Androulakis Says Mitsotakis Playing for Time Over Spyware Scandal

ATHENS – PASOK Socialist leader Nikos Androulakis, whose cell phone was bugged by Greece’s National Intelligence Service (EYP) didn’t accept Prime Minister Kyriakos Mitsotakis denying he knew about it and said the government was trying to deflect the scandal.

Androulakis, also a Member of the European Parliament, said that Mitsotakis – who took to addressing the nation over the hot button issue – had “methodically avoided providing explanations,” media reports said.

Greece’s data privacy agency said it couldn’t detect any attempt to infect his phone with spyware or have his conversations monitored but Androulakis said the European Parliament’s research lab said an attempt was made to install Predator spyware in September, 2021.

He didn’t click on an attachment that would have opened it, the attempt coming three months before he took over the dormant center-left Movement for Change (KINAL) and resurrected its popularity.

“The Predator spyware was used to tap into my phone, while only a few days earlier I had been placed under surveillance by EYP,” Androulakis stated, adding that, “We would not have been aware of these dark practices had it not been for the European Parliament’s official report.”

EYP said it was done at the request of the intelligence agencies of Armenia and Ukraine, anxious to learn about his role on a European Parliament committee about trade with China but the Ambassadors of those countries denied it.

“The fairy tales about the supposed involvement of Armenia and Ukraine in my surveillance were debunked by their respective embassies in the most official and humiliating way for you,” Androulakis said about Mitsotakis.

Androulakis said he wants “(the) reason why I was under surveillance by EYP be announced forthright,” and said while Mitsotakis pointed out it was lawful, the PASOK leader said it was “in violation of the privacy of my communications as an MEP and candidate leader for PASOK-Movement for Change.”

“I will not accept any cover up, the clock is ticking against him,” Androulakis said, adding that Mitsotakis had attempted to “trivialize a key case for the separation of powers in our country,” the reports said.

He said it wasn’t personal but “a matter of democracy.
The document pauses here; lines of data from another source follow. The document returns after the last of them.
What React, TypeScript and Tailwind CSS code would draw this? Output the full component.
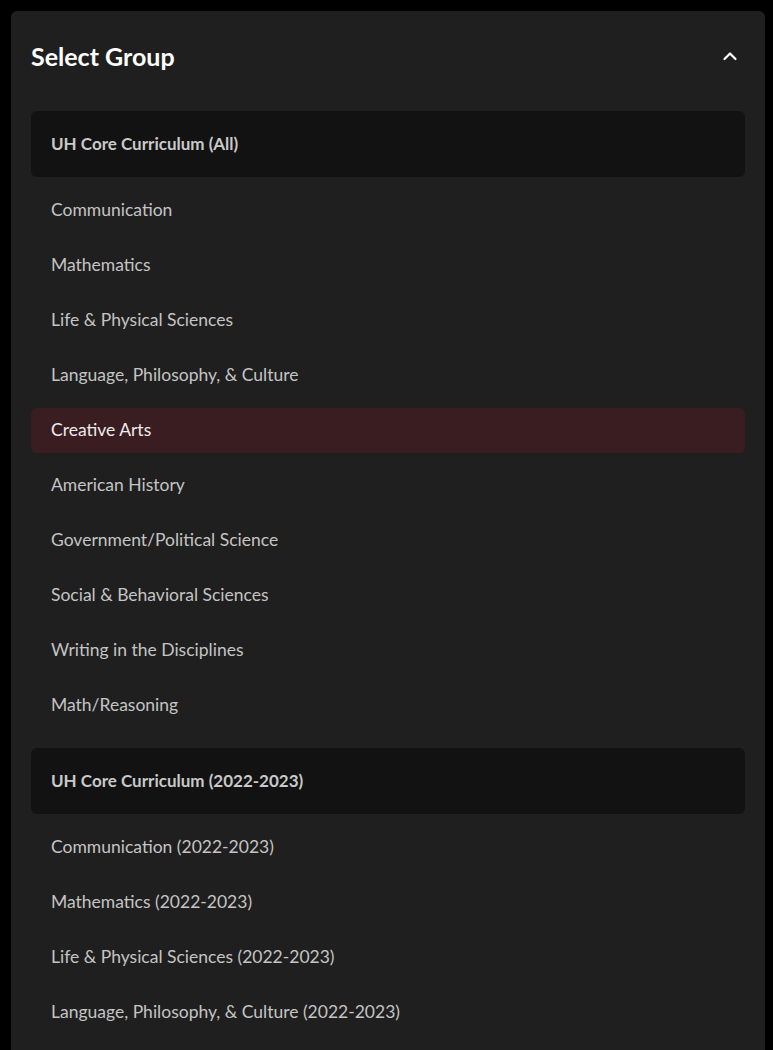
const groups = [
  {
    title: "UH Core Curriculum (All)",
    items: [
      "Communication",
      "Mathematics",
      "Life & Physical Sciences",
      "Language, Philosophy, & Culture",
      "Creative Arts",
      "American History",
      "Government/Political Science",
      "Social & Behavioral Sciences",
      "Writing in the Disciplines",
      "Math/Reasoning",
    ],
  },
  {
    title: "UH Core Curriculum (2022-2023)",
    items: [
      "Communication (2022-2023)",
      "Mathematics (2022-2023)",
      "Life & Physical Sciences (2022-2023)",
      "Language, Philosophy, & Culture (2022-2023)",
    ],
  },
];

export default function App() {
  const active = "Creative Arts";

  return (
    <main className="min-h-screen h-[1050px] overflow-hidden bg-black pl-[11px] pr-[8px] pt-[11px] font-['Lato','Noto_Sans',sans-serif]">
      <section className="rounded-md bg-[#1f1f1f] px-5 pb-10">
        <div className="flex items-center justify-between h-[92px]">
          <h2 className="text-[25px] font-bold text-white">Select Group</h2>
          <svg width="16" height="16" viewBox="0 0 16 16" className="mr-[7px] mt-[-2px]">
            <path d="M2.5 11 L8 5.5 L13.5 11" fill="none" stroke="white" strokeWidth="2.2" strokeLinecap="round" strokeLinejoin="round" />
          </svg>
        </div>

        <div className="mt-2 flex flex-col">
          {groups.map((g, gi) => (
            <div key={g.title} className={gi > 0 ? "mt-5" : ""}>
              <div className="flex h-[66px] items-center rounded-md bg-[#121212] px-5">
                <span className="text-[17px] font-bold text-[#c9c9c9]">{g.title}</span>
              </div>
              <ul className="mt-[11px] flex flex-col gap-[10px]">
                {g.items.map((it) => (
                  <li
                    key={it}
                    className={
                      it === active
                        ? "flex h-[45px] items-center rounded-md bg-[#3a1d21] px-5 text-[17.5px] text-[#ececec]"
                        : "flex h-[45px] items-center rounded-md px-5 text-[17.5px] text-[#c4c4c4]"
                    }
                  >
                    {it}
                  </li>
                ))}
              </ul>
            </div>
          ))}
        </div>
      </section>
    </main>
  );
}
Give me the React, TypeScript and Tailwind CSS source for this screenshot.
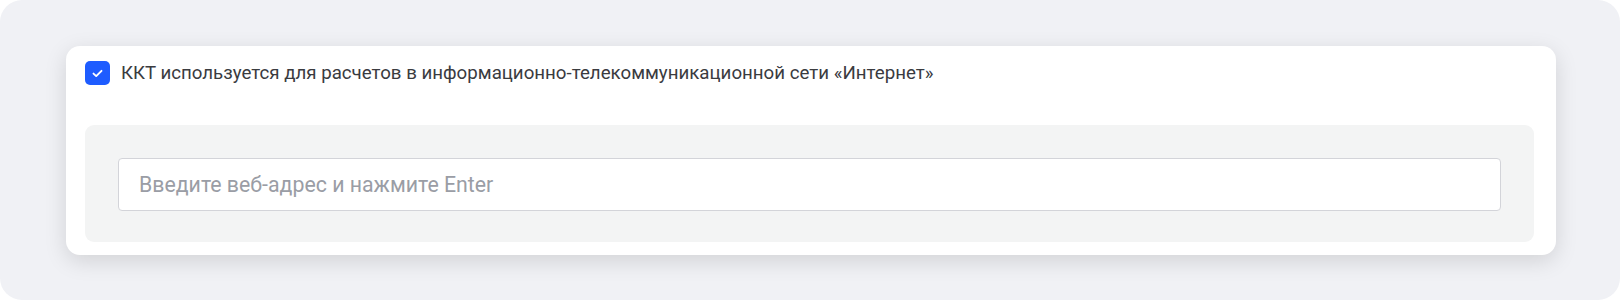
import React from "react";

export default function App() {
  return (
    <div className="w-[1620px] h-[300px] bg-[#f0f1f5] rounded-[22px] pl-[66px] pr-[64px] pt-[46px] font-['Roboto',sans-serif]">
      <div className="bg-white rounded-[14px] shadow-[0_6px_22px_rgba(0,0,0,0.13)] pl-[19px] pr-[22px] pt-[15px] pb-[13px]">
        <label className="flex items-center gap-[11px] h-[24px]">
          <span className="w-[25px] h-[24px] rounded-[5px] bg-[#1e5cff] flex items-center justify-center shrink-0">
            <svg width="11" height="9" viewBox="0 0 11 9" fill="none">
              <path d="M1.5 4.6 L4.2 7.1 L9.5 1.8" stroke="white" strokeWidth="1.9" strokeLinecap="round" strokeLinejoin="round" />
            </svg>
          </span>
          <span className="text-[18.7px] text-[#3a3b3f] leading-none whitespace-nowrap">
            ККТ используется для расчетов в информационно-телекоммуникационной сети «Интернет»
          </span>
        </label>
        <div className="mt-[40px] bg-[#f3f4f4] rounded-[9px] pt-[33px] pb-[31px] pl-[33px] pr-[33px]">
          <input
            type="text"
            placeholder="Введите веб-адрес и нажмите Enter"
            className="w-full h-[53px] bg-white border border-[#d3d4d9] rounded-[4px] pl-[20px] text-[21.3px] text-[#333] placeholder:text-[#9a9da5] outline-none font-['Roboto',sans-serif]"
          />
        </div>
      </div>
    </div>
  );
}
It pertains to the anxiety of every citizen to want to live and raise their children in justice and absolute respect for human rights. I will continue the fight so that the justice system, the Greek Parliament and the European institutions bring the entire truth to light.”


PASOK is the country’s third-largest political party and was for decades the main political rival of New Democracy although the former Socialist leader Evangelos Venizelos brought into a coalition as a junior partner serving the Conservatives.
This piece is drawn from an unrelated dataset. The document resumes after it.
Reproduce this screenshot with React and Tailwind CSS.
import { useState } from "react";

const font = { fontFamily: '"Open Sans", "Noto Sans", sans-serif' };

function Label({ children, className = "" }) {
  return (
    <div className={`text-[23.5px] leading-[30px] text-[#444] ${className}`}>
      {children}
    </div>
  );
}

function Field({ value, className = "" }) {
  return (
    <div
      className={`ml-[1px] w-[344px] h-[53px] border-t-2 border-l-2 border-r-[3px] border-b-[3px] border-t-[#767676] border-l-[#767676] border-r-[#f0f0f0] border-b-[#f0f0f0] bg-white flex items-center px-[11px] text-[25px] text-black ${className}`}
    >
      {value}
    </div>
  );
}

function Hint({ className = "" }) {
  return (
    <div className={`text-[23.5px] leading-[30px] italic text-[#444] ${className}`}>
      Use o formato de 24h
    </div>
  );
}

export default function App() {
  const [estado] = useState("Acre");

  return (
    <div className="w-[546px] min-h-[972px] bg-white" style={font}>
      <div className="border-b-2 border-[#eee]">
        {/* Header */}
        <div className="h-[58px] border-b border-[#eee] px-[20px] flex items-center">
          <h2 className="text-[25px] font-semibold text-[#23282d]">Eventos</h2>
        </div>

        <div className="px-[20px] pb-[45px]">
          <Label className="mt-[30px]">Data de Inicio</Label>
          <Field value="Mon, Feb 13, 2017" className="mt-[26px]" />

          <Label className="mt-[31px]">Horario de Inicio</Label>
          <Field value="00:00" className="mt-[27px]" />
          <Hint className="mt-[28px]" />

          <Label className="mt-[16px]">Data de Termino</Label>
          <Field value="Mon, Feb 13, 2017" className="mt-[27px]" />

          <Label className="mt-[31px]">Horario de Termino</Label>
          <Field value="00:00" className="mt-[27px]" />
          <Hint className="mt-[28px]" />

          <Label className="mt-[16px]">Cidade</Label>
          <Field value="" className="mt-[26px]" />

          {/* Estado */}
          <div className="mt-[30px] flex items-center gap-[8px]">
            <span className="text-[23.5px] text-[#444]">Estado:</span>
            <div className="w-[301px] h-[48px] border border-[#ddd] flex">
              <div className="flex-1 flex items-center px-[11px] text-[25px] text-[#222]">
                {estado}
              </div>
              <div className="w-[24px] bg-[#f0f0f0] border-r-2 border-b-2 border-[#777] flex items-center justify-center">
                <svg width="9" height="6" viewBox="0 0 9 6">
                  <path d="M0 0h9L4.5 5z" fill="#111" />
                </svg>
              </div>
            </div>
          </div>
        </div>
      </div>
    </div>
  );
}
Androulakis filed a complaint with prosecutors at Greece’s Supreme Court on July 26 saying there had been an attempt to bug his cellphone with the Predator that’s made by a company in North Macedonia.

The scandal led to former EYP chief Panagiotis Kontoleon and the Prime Minister’s General-Secretary – his nephew – Grigoris Dimitriadis resigning under pressure, seen as an attempt to take the heat off Mitsotakis.

Earlier, Mitsotakis said in his address to the country that, “What took place may have been lawful but it was a mistake. I did not know and obviously I would have never allowed it.”

The major opposition SYRIZA laid into him and asked why the wiretapping of Androulakis was seen as being “in the national interest” as EYP claimed when it got his phone provider, WIND,  to lift his phone secrecy.

Government spokesman Giannis Oikonomou said that Androulakis was offered briefings but had refused to learn why his phone was legally tapped even though Mitsotakis said it was wrong.

“Apart from the investigative committee and Parliament’s Institutions and Transparency Committee, which will also deal with the issue, Mr. Androulakis can always address and receive answers, in the proper institutional manner, from the competent authorities. He has persistently rejected that option as well,” Oikonomou added, apparently trying to put the onus on him.

“The monitoring of Mr Androulakis’ phone is something that should not have happened politically, but its legality is not in doubt. If Mr. Androulakis and all those who pretend to doubt the legality wish to confirm that, all they need to do is refer to Law 2225/1994. There they will find everything about the legal surveillance for national security reasons that exclude no one from their scope,” said Oikonomou.

EYP earlier put Predator on the phone of financial reporter Thanassis Koukakis, but Mitsotakis – who has seen Greece fallen to the bottom of European media freedom rankings under him – didn’t talk about it.

The Committee to Protect Journalists had called for a “swift and thorough investigation … (to) determine who orchestrated that monitoring, and hold them to account,” for monitoring Koukakis but didn’t get it.

The government has denied it uses Predator software although EYP said it did and the chief reports directly to Mitsotakis, but in this case the Premier said that didn’t happen and he knew nothing about it.